PROBLEM DETAILS - Show all lines that include the string "screenshot"; copy each one.

SUPPLIED ENTRIES -
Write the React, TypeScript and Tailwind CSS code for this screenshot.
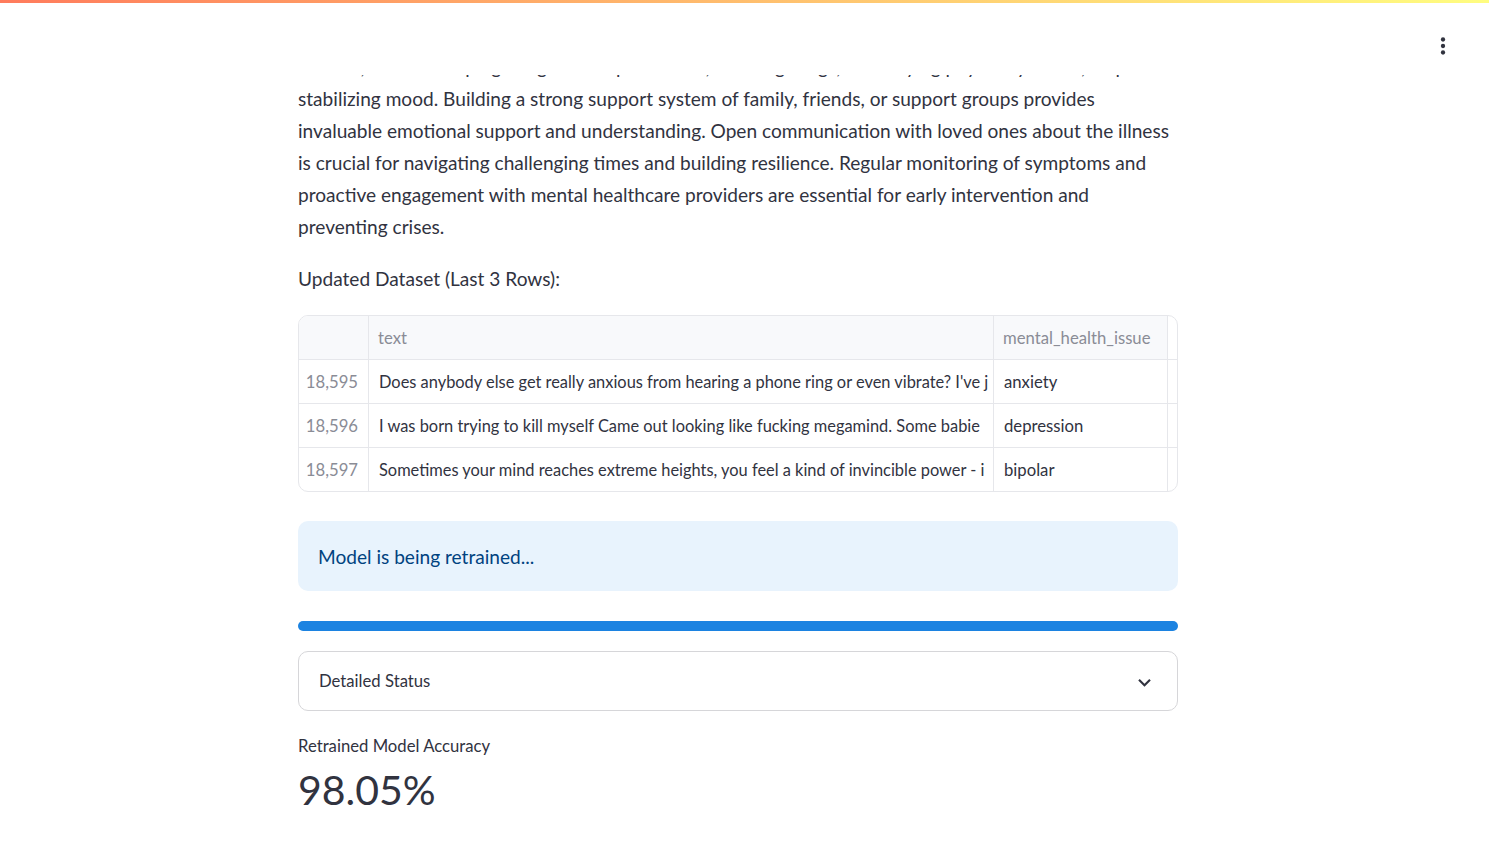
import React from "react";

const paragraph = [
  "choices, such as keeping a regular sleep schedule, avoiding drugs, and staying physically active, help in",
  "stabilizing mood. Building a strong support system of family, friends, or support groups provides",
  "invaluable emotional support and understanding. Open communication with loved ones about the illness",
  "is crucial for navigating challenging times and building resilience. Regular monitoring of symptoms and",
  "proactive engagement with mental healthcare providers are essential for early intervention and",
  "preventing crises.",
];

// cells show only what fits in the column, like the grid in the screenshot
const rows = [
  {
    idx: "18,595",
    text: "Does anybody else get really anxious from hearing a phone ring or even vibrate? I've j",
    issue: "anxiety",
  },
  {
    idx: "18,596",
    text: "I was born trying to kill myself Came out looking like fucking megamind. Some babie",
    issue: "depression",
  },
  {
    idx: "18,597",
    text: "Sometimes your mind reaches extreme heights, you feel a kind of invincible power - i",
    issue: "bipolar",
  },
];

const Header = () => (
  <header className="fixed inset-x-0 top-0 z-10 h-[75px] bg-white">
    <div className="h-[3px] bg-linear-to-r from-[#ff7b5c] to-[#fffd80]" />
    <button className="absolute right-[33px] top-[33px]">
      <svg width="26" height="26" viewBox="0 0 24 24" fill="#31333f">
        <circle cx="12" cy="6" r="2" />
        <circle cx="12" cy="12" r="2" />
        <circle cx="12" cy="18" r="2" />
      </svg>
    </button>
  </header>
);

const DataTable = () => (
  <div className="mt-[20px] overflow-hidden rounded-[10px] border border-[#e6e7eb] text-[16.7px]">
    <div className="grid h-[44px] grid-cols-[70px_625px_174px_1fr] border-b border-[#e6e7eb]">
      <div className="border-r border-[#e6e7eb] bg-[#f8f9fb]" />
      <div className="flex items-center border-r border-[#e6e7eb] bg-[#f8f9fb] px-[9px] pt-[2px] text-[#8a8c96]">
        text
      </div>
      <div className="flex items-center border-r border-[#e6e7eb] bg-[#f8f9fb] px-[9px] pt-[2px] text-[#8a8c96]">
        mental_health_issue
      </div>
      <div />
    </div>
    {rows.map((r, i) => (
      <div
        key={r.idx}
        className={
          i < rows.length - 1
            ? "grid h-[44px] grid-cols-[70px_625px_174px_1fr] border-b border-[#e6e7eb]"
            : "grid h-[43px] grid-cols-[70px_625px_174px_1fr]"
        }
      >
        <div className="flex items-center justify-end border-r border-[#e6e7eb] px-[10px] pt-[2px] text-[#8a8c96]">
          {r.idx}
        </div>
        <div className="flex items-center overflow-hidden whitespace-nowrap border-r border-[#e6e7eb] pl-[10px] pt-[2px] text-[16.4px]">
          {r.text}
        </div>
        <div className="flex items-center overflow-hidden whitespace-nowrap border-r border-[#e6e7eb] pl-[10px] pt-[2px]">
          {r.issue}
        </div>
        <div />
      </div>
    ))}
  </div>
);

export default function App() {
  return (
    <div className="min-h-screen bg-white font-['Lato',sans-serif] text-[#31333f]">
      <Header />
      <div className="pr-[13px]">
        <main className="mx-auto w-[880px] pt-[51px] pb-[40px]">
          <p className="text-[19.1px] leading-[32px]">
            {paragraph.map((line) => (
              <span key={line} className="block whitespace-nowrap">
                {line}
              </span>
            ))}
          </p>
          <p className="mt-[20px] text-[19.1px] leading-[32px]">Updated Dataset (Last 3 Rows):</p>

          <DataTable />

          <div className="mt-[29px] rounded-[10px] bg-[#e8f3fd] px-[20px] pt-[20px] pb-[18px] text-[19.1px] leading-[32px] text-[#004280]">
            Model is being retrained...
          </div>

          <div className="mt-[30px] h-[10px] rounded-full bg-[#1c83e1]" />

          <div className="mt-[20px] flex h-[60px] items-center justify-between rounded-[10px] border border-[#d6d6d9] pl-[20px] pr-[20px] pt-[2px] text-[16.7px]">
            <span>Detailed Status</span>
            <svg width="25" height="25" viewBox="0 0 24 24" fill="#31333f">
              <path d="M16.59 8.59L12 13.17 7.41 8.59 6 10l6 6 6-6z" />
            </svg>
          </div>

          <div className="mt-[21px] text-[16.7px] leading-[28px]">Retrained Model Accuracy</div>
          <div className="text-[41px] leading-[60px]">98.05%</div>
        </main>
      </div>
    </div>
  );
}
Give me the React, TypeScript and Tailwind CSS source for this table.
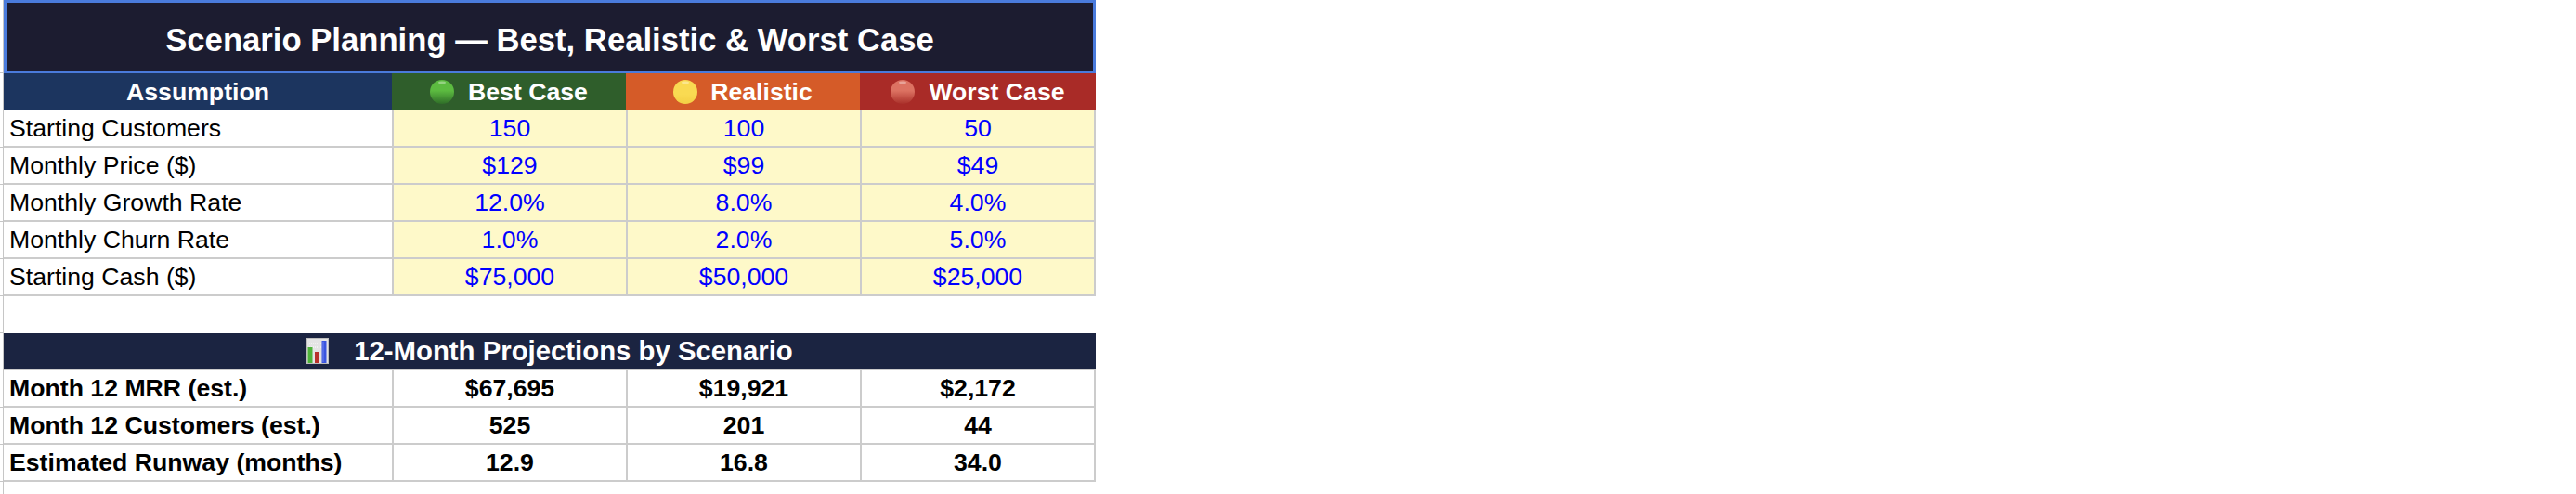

REPLY TO THE EXERCISE -
Write the React, TypeScript and Tailwind CSS code for this screenshot.
// cells show only what fits in the column, like the grid in the screenshot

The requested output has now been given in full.